There were even plans in the 1920s for an Arabian-themed hotel and shopping complex.
"Local boosters were trying to get people to come to the region and imagine escaping to a faraway land like the Middle East," she said.
They planned on bringing people on camelback "to experience the foreign look of the Middle East without leaving California."
However, efforts to turn the Coachella Valley into an Orientalist tourist destination never quite took off, as Palm Springs quickly overshadowed the nearby area as a playground for the rich and famous. But Arab stereotypes, bolstered by the tall tales of returning entrepreneurs, stuck.
"It's ingrained for people who have been there for a quite a while," Seekatz said. "They grew up with it. They’re not thinking about it."
They're also hesitant to change.
‘Proud of it’
David Hinkle, 69, graduated from Coachella Valley High School in 1961. He and his wife headed the board of the alumni association for years, and he is proud to have been one of the Arabs.
"I don’t think it can be viewed as offensive," he said. "I don’t think the images they have now are offensive."
He pointed out that the mascot has evolved over the years from a turbaned Arab on horseback carrying a lance, in the 1920s, to a young man in a fez holding a scimitar and an old man with a growling face and gold tooth, in the 1950s. The mascot changed again in the 1980s, after a group of Saudi Arabian visitors suggested the fez be changed to a hijab.
"Their reasoning was that Saudi Arabia was no longer under French rule; therefore, Saudi Arabians no longer wore the fez as their headdress," reads an explanation on the alumni association’s website.
Of course, the story may not be entirely accurate — as the hijab is the headscarf of Muslim women, the French never occupied Saudi Arabia and the fez, which originated in Morocco, owes its popularity in the Middle East to the Ottomans.
Nevertheless, Hinkle insisted that the high school’s mascot is not demeaning.
"I don’t think it's meant to be insensitive," Hinkle said. "It's been that way for 50 or 60 years."
After the attacks of Sept. 11, 2001, some people wanted the name changed, he said.

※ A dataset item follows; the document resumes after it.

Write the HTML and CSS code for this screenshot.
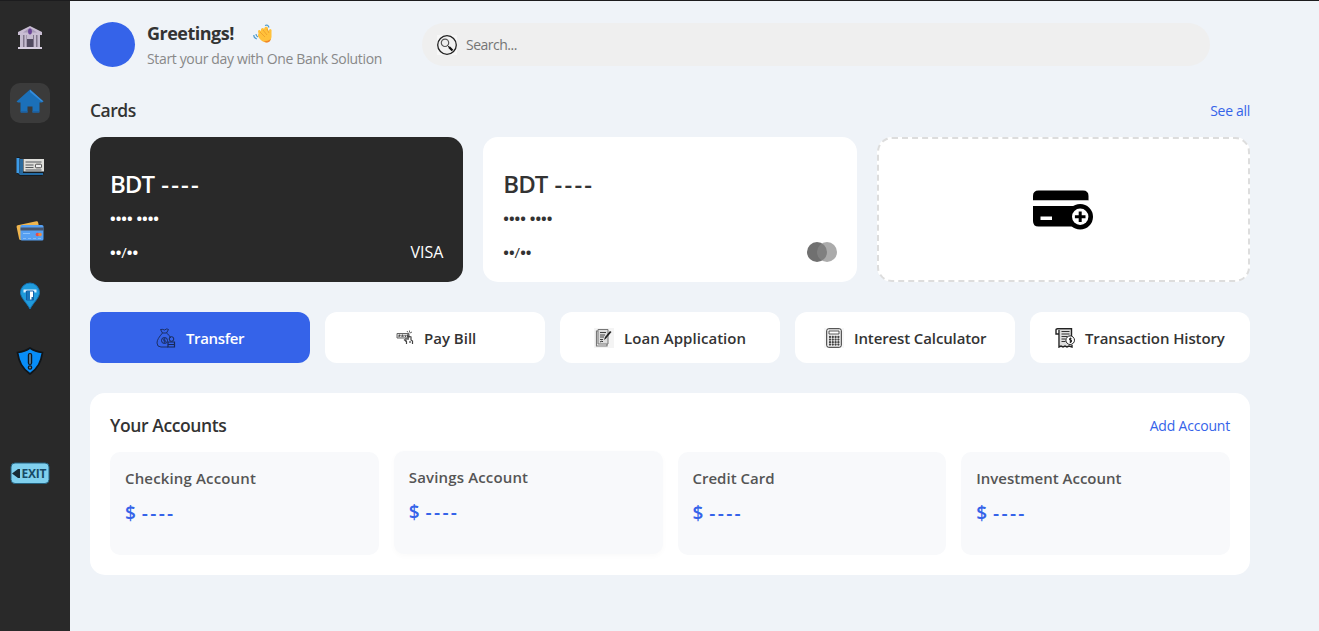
FILE: index.html
```html
<!DOCTYPE html>
<html lang="en">
<head>
<meta charset="utf-8">
<title>One Bank Solution</title>
<link rel="stylesheet" href="styles.css">
</head>
<body>
<nav class="sidebar">
  <a class="nav-item bank"><svg width="28" height="28" viewBox="0 0 28 28"><path d="M14 2 26 8v3H2V8z" fill="#c9bdd3"/><path d="M14 3.500 21 8.500H7z" fill="#a99cb9"/><ellipse cx="14" cy="7.500" rx="1.900" ry="3" fill="#6a4596"/><path d="M4 11h20v12H4z" fill="#81768c"/><path d="M4 11h3v12H4zM8.500 11h2v12h-2zM18 11h2v12h-2zM21.500 11h2.500v12h-2.500zM11 11h6v4h-6z" fill="#c5bbcf"/><path d="M11 15h6v8h-6z" fill="#524b60"/><path d="M2 23h24v2H2z" fill="#d8cfe0"/></svg></a>
  <a class="nav-item active"><svg width="28" height="28" viewBox="0 0 28 28"><path d="M14 .5 27.500 12.500 26 13.500H23.500V23q0 .5-.5.500h-6.500v-6h-5v6H5q-.5 0-.5-.5v-9.500H2L.5 12.500z" fill="#1b70b9"/><path d="M14 .5 27.500 12.500h-2L14 3z" fill="#348cdd"/><path d="M5 22h6.500v1.500H5zM16.500 22H23v1.500h-6.500z" fill="#1d61a2"/></svg></a>
  <a class="nav-item"><svg width="30" height="22" viewBox="0 0 30 22"><path d="M2 1h3v2h24v14l-2 3H5l-3-3z" fill="#151c22"/><path d="M1.500 2h3v15h-3z" fill="#3c9be8"/><path d="M5 3h3v14H5z" fill="#2a6a9d"/><path d="M3 17h25v2H5z" fill="#246ca6"/><path d="M8.500 3H29v12.500H8.500z" fill="#dededa"/><path d="M10.500 6h16M10.500 9h8M10.500 11.500h8M10.500 14h16" stroke="#55595c" stroke-width="1.200"/><rect x="20.500" y="8.200" width="6" height="3.600" rx="1" fill="#eee" stroke="#444"/></svg></a>
  <a class="nav-item"><svg width="28" height="28" viewBox="0 0 28 28"><g transform="rotate(-12 13 12)"><rect x="1.500" y="5" width="22" height="15" rx="1.500" fill="#efb54e"/></g><rect x="4.500" y="7" width="23" height="15.500" rx="1.500" fill="#559ff2"/><path d="M4.500 9.500h23v3h-23z" fill="#46556d"/><path d="M7 15.500h7" stroke="#8bc2fc"/><path d="M7 20.500h18" stroke="#82bbf8" stroke-dasharray="3 2"/><circle cx="21.500" cy="16.500" r="1.800" fill="#e84b4c"/><circle cx="24" cy="16.500" r="1.800" fill="#f18b3c"/></svg></a>
  <a class="nav-item"><svg width="28" height="28" viewBox="0 0 28 28"><path d="M14 27C11 21 4.500 16 4.500 10.500a9.500 9.500 0 0 1 19 0C23.500 16 17 21 14 27z" fill="#209bdc" stroke="#1473b4"/><path d="M8.500 10.500V8.500h11v2" fill="none" stroke="#d9efff" stroke-width="2"/><path d="M10.500 9h7v9h-7z" fill="#fff" stroke="#125fa9"/><path d="M11 9h3v9h-3z" fill="#1976bc"/><path d="M15.500 15h2v3h-2z" fill="#1267a5"/></svg></a>
  <a class="nav-item"><svg width="28" height="28" viewBox="0 0 28 28"><path d="M14 1C10 4 6 5 1.500 5.500 3 15 6 21 14 27 22 21 25 15 26.500 5.500 22 5 18 4 14 1z" fill="#078df8" stroke="#101519" stroke-width="1.700"/><rect x="12.400" y="6.500" width="3.200" height="11" rx="1.500" fill="#56758a" stroke="#101820" stroke-width="1.200"/><circle cx="14" cy="20.500" r="1.700" fill="#6d7f8a" stroke="#101820" stroke-width="1.200"/></svg></a>
  <a class="nav-item exit"><svg width="40" height="24" viewBox="0 0 40 24"><rect x="1" y="2" width="38" height="20.500" rx="4" fill="#80d0ee" stroke="#246381"/><path d="M2 12.500 8 8h2v9H8z" fill="#192c36"/><text x="11.500" y="16.800" textLength="25" class="exit-text">EXIT</text></svg></a>
</nav>
<main class="main">
  <header class="topbar">
    <div class="avatar"></div>
    <div class="greeting">
      <div class="hello"><span class="hello-text">Greetings!</span><svg width="20" height="20" viewBox="0 0 20 20"><path d="M5.500 10 5 7Q6 5 8 7L8 5Q10 3 11 5L12 3Q14 2 15 4V7L17 5Q19 5 18.500 7.500V13Q18 18 13 18.500 9 18 6.500 14.500 4 11.500 5.500 10z" fill="#ffc13b"/><path d="m7 8 5 5M10 6l4 5M14 5l2 4" stroke="#e99525" stroke-width=".7"/><path d="M8 16q4 3 10-1-2 5-6 3z" fill="#ef852e"/><path d="M.8 11q0 3 3 4M3 10q0 2 2 3M12 1.500q3-1.500 4 2" fill="none" stroke="#4f9bcc" stroke-width="1.200"/></svg></div>
      <div class="tagline">Start your day with One Bank Solution</div>
    </div>
    <div class="search"><svg width="20" height="20" viewBox="0 0 20 20"><path d="M0 0h20v20H0z" fill="#f7f7f7"/><circle cx="10" cy="10" r="9.300" fill="#f1f1f1" stroke="#222" stroke-width="1.300"/><circle cx="8" cy="7.800" r="3.700" fill="#eee" stroke="#555" stroke-width="1.200"/><path d="m10.500 10.500 1.500 1.500" stroke="#333"/><path d="m12 12 3.500 3.500" stroke="#111" stroke-width="2.300"/></svg><span class="search-text">Search...</span></div>
  </header>
  <div class="section-head"><h2 class="cards-title">Cards</h2><a class="link see-all">See all</a></div>
  <section class="cards">
    <article class="bank-card dark"><div class="balance">BDT <span class="dashes">----</span></div><div class="number">•••• ••••</div><div class="card-foot"><span class="expiry">••<i>/</i>••</span><span class="visa">VISA</span></div></article>
    <article class="bank-card"><div class="balance">BDT <span class="dashes">----</span></div><div class="number">•••• ••••</div><div class="card-foot"><span class="expiry">••<i>/</i>••</span><svg class="network" width="30" height="20" viewBox="0 0 30 20"><circle cx="10" cy="10" r="10" fill="#707070"/><circle cx="20" cy="10" r="10" fill="#888" fill-opacity=".7"/></svg></div></article>
    <article class="bank-card add"><svg width="60" height="40" viewBox="0 0 60 40"><path d="M0 10V6Q0 .5 5.500 .5H50Q55.500 .5 55.500 6V10.500H0zM0 16H55v20.500H5.500Q0 36.500 0 31z"/><path d="M0 10.500h55.500v5H0zM50 15.500h10v5H50zM55 35h5v5h-5z" fill="#fff"/><path d="M7.500 26.500h11.500v3.500H7.500z" fill="#fff"/><circle cx="47.200" cy="26.800" r="12.800"/><circle cx="47.200" cy="26.800" r="8.200" fill="#fff"/><path d="M47.200 21.500v10.600M41.900 26.800h10.600" stroke="#000" stroke-width="3"/></svg></article>
  </section>
  <section class="actions">
    <button class="action primary"><svg width="20" height="20" viewBox="0 0 20 20"><path d="M6.500 5 4.500 1.500Q7 1 8.500 2 11 0 12.500 1.500L10.500 5zM6.500 5C3 9 1 12 1 15Q1 19 5 19h7M10.500 5q4 3 4 5" fill="none" stroke="#182957" stroke-width=".9"/><circle cx="8.500" cy="12.500" r="3" fill="none" stroke="#182957"/><path d="M9.500 11h-2v1.500h2V14h-2M8.500 10v5" fill="none" stroke="#182957" stroke-width=".6"/><circle cx="15.500" cy="11" r="2.300" fill="none" stroke="#182957"/><path d="M12 14h6.500v5H12zM12 16.500h7" fill="none" stroke="#182957" stroke-width="1.200"/></svg><span class="t-transfer">Transfer</span></button>
    <button class="action"><svg width="20" height="20" viewBox="0 0 20 20"><path d="M3 5.500h12v4.500H3z" fill="#ddd" stroke="#666"/><path d="M5 7v2M5 7h1v1H5M8 9V7h1v2M10.500 7l1 1v1M12.500 7l-1 1M13.500 7v2" fill="none" stroke="#333" stroke-width=".8"/><path d="M13 3l1 1.500M15.500 2.500v2M18 4l-2 1" stroke="#666"/><path d="M14 6v6M14 8l3 1v3l1.500 1v3M10 11.500l2.500 2V16M12 10v4M16 13v2" fill="none" stroke="#444" stroke-width="1.200"/></svg><span class="t-pay">Pay Bill</span></button>
    <button class="action"><svg width="20" height="20" viewBox="0 0 20 20"><path d="M0 0h20v20H0z" fill="#f4f4f4"/><path d="M4 3H2.500v15H13v-2" fill="none" stroke="#777" stroke-width="1.200"/><path d="M4 1.500h10V16H4z" fill="#ddd" stroke="#777"/><path d="M6 4.500h6M6 7h5M6 9h4M6 11.500h3" stroke="#444"/><path d="m10 12 1-3 5-6 1.500 1L12 10.500z" fill="#222"/><path d="m6 14 2-1 1 1" fill="none" stroke="#333"/></svg><span class="t-loan">Loan Application</span></button>
    <button class="action"><svg width="20" height="20" viewBox="0 0 20 20"><path d="M0 0h20v20H0z" fill="#f7f7f7"/><rect x="2.700" y=".7" width="14.600" height="18.600" rx="2" fill="#eee" stroke="#333"/><path d="M5 3h10v3H5z" fill="#fff" stroke="#333" stroke-width=".8"/><g fill="none" stroke="#444" stroke-width="2.300" stroke-linecap="round" stroke-dasharray="0 2.800"><path d="M6 9h9M6 11.600h9M6 14.200h9M6 16.600h9"/></g></svg><span class="t-interest">Interest Calculator</span></button>
    <button class="action"><svg width="20" height="20" viewBox="0 0 20 20"><path d="M5 2h11.500v16H5z" fill="#ddd"/><path d="M4 6H1V2Q1 .8 2.500 .8h14V8M4 2v17l2-1 2 1 2-1 2 1 2-1 3 1v-2" fill="none" stroke="#222" stroke-width="1.400"/><path d="M6.500 3.500h8M6.500 6h8M6.500 8.500h6M6.500 11h4M6.500 13.500h4" stroke="#333" stroke-width="1.200"/><circle cx="15.200" cy="12.200" r="4.300" fill="#fff" stroke="#222"/><path d="M16.500 10.500h-2V12h2v2h-2M15.500 9.500v5.500" fill="none" stroke="#222" stroke-width=".9"/></svg><span class="t-history">Transaction History</span></button>
  </section>
  <section class="accounts">
    <div class="accounts-head"><h2 class="accounts-title">Your Accounts</h2><a class="link add-account">Add Account</a></div>
    <div class="account-grid">
      <article class="account"><h3 class="a-checking">Checking Account</h3><p>$ <span class="dashes">----</span></p></article>
      <article class="account raised"><h3 class="a-savings">Savings Account</h3><p>$ <span class="dashes">----</span></p></article>
      <article class="account"><h3 class="a-credit">Credit Card</h3><p>$ <span class="dashes">----</span></p></article>
      <article class="account"><h3 class="a-investment">Investment Account</h3><p>$ <span class="dashes">----</span></p></article>
    </div>
  </section>
</main>
</body>
</html>
```
FILE: styles.css
```css
* { box-sizing: border-box; margin: 0; padding: 0; }
body { display: flex; height: 631px; overflow: hidden; border-top: 1px solid #1c1c1e; background: #eff3f8; color: #333; font-family: "Open Sans", "Noto Sans", sans-serif; white-space: nowrap; }
svg { display: block; flex: none; }
i { font-style: normal; font-weight: 400; }
.sidebar { width: 70px; flex: none; padding: 17px 0 0 10px; background: #292929; display: flex; flex-direction: column; gap: 24.500px; }
.nav-item { width: 40px; height: 40px; flex: none; display: flex; align-items: center; justify-content: center; border-radius: 10px; }
.active { background: #3b3b3b; }
.exit { margin-top: 48px; }
.exit-text { font: bold 12px "Open Sans", sans-serif; fill: #174965; }
.main { width: 1200px; padding: 21px 20px 0; }
.topbar { display: flex; height: 45px; width: 1120px; }
.avatar { width: 45px; height: 45px; border-radius: 50%; background: #3563e9; }
.greeting { width: 275px; margin-left: 12px; }
.hello { display: flex; align-items: center; height: 23px; }
.hello-text { width: 106px; font-size: 18px; line-height: 23px; font-weight: 700; letter-spacing: -.5px; }
.tagline { font-size: 14px; line-height: 19px; margin-top: 4px; color: #888; letter-spacing: -.35px; }
.search { display: flex; align-items: center; gap: 9px; flex: 1; height: 43px; margin-top: 1px; padding-left: 15px; border-radius: 22px; background: #efefef; color: #757575; font-size: 14px; letter-spacing: -.5px; }
.section-head { display: flex; justify-content: space-between; align-items: center; height: 24px; margin: 32px 0 14px; }
h2 { font-size: 18px; line-height: 24px; font-weight: 600; }
.cards-title { font-size: 17.500px; letter-spacing: -.5px; margin-top: -2px; }
.accounts-title { font-size: 17.500px; letter-spacing: -.4px; }
.link { color: #3563e9; font-size: 14px; line-height: 20px; letter-spacing: -.3px; }
.add-account { letter-spacing: -.2px; padding-top: 2px; }
.cards { display: grid; grid-template-columns: repeat(3, 1fr); gap: 20px; }
.bank-card { height: 145px; border-radius: 15px; padding: 31px 20px 0; background: #fff; }
.dark { background: #292929; color: #fff; }
.add { border: 2px dashed #ddd; padding: 0; display: flex; align-items: center; justify-content: center; }
.balance { font-size: 24px; line-height: 32px; font-weight: 550; letter-spacing: -1px; }
.balance .dashes { margin-left: 2px; letter-spacing: 2.200px; }
.number { font-size: 15px; line-height: 20px; margin-top: 8px; font-weight: 700; }
.card-foot { display: flex; justify-content: space-between; align-items: center; height: 20px; margin-top: 14px; font-size: 15px; }
.expiry { font-weight: 700; }
.visa { font-size: 16px; }
.actions { display: grid; grid-template-columns: repeat(5, 1fr); gap: 15px; margin-top: 30px; }
.action { height: 51px; border: 0; border-radius: 12px; background: #fff; display: flex; align-items: center; justify-content: center; gap: 10px; font: 600 15px/20px "Open Sans", sans-serif; color: #333; }
.primary { background: #3563e9; color: #fff; }
.action span { text-align: left; }
.t-transfer { width: 58px; letter-spacing: -.35px; }
.t-pay { width: 52px; }
.t-loan { width: 122px; letter-spacing: .05px; }
.t-interest { width: 132px; letter-spacing: -.12px; }
.t-history { width: 140px; letter-spacing: -.1px; }
.accounts { height: 182px; margin-top: 30px; border-radius: 15px; padding: 20px; background: #fff; }
.accounts-head { display: flex; justify-content: space-between; align-items: center; height: 24px; margin-bottom: 15px; }
.account-grid { display: grid; grid-template-columns: repeat(4, 1fr); gap: 15px; }
.account { height: 103px; border-radius: 10px; background: #f8f9fb; padding: 16px 15px 0; }
.raised { transform: translateY(-1px); box-shadow: 0 2px 6px rgba(0,0,0,.025); }
h3 { font-size: 15px; line-height: 21px; font-weight: 600; color: #555; }
.a-checking, .a-savings { letter-spacing: .15px; }
.account p { margin-top: 11px; font-size: 19px; line-height: 27px; font-weight: 550; color: #3563e9; }
.account .dashes { margin-left: 1px; letter-spacing: 2.300px; }
```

But not because they found it offensive to Arabs; he said they didn't want to be associated with “terrorists.”
"And during the first Gulf War, there was concern over whether to use the Arab imagery because a lot of people didn't want it because it would be anti-American," he said.
The current threatening caricature probably reflects changing U.S. views of the Middle East — from an exotic land of romance to a breeding ground of “terrorism,” "greedy oil barons or general bad guys in film," Seekatz said.
"While, the CV mascot image may have been changed to appear a more fierce sports opponent, it may also reflect the wider national reworking of the Arab stereotype."
Hinkle doesn't see it that way. He is proud to have played in the first football game between Coachella Valley High School's Arabs and Indio High School. Their mascot: Rajah, a bearded man wearing a Sikh-like turban.
Hinkle is not alone. Art Montoya, class of '56, said in an email, "I have heard very few comments on our mascot name. Each time that I heard it, it came from a shallow-minded person that I never took serious."
"We have been Arabs since the 1930s and are proud of it," Montoya wrote.
After almost a century of embracing the “Arabian Nights” fantasy, "I'm not sure that people are really spending a lot of time thinking about" how offensive it might be, Seekatz said.
"It's important to have a dialogue about it. It's an important first step."
Darryl Adams, superintendent of the Coachella Valley Unified School District for three years, said he did not see Ayoub's letter until Monday, but immediately scheduled a telephone conference with him to discuss the Arab-American community's concerns.
"I look forward to discussing the matter," he said. "I definitely understand the sensitivity of it. We need to make adjustments and work together."
As an African-American from the deep South, Adams said he is sensitive to racial stereotypes. He admitted that when he first saw the school's "Arab" mascot, "it raised an eyebrow for me."
Alluding to other popular mascots, Adams said any that represent people always run the risk of stereotyping.
Most recently, the Oneida Indian Nation, a Native American tribe in upstate New York, took the NFL's Washington Redskins to task for its name, which the tribe said is a racial slur.
In a radio ad, tribe representative Ray Halbritter said, "We do not deserve to be called redskins. We deserve to be treated as what we are – Americans."
The controversy erupted into a national dialogue over offensive team names and mascots, including the Kansas City Chiefs, Atlanta Braves and Cleveland Indians. Even President Barack Obama weighed in on the debate, saying he would "think about changing" the Washington Redskins' name if he owned the team.
Ayoub said he welcomed similar discussion, and is hopeful for an amicable resolution to Coachella Valley High School branding itself as "Arabs."
"The fact that this is not malicious leads me to believe that we can reach some sort of understanding and agreement with the school board and city as to a name change and change of mascot," he said.
"I think the first thing is to have the opportunity to meet with the school board and other decision makers directly and explore the options on how we can resolve this."
Despite opposition from some alumni, Ayoub may have a partner in Adams, who believes there are better ways to recognize and be proud of the Coachella Valley’s Middle Eastern heritage than with a mascot that could be deemed offensive.
"I will recommend to seriously have a discussion with the school and community," Adams said. "This is America … We should not be having this now." He intends to raise the matter with the school's Board of Trustees on Nov. 21.
If anything, Adams said, he views this latest controversy as "a great educational opportunity for our students" and a lesson in racial sensitivity.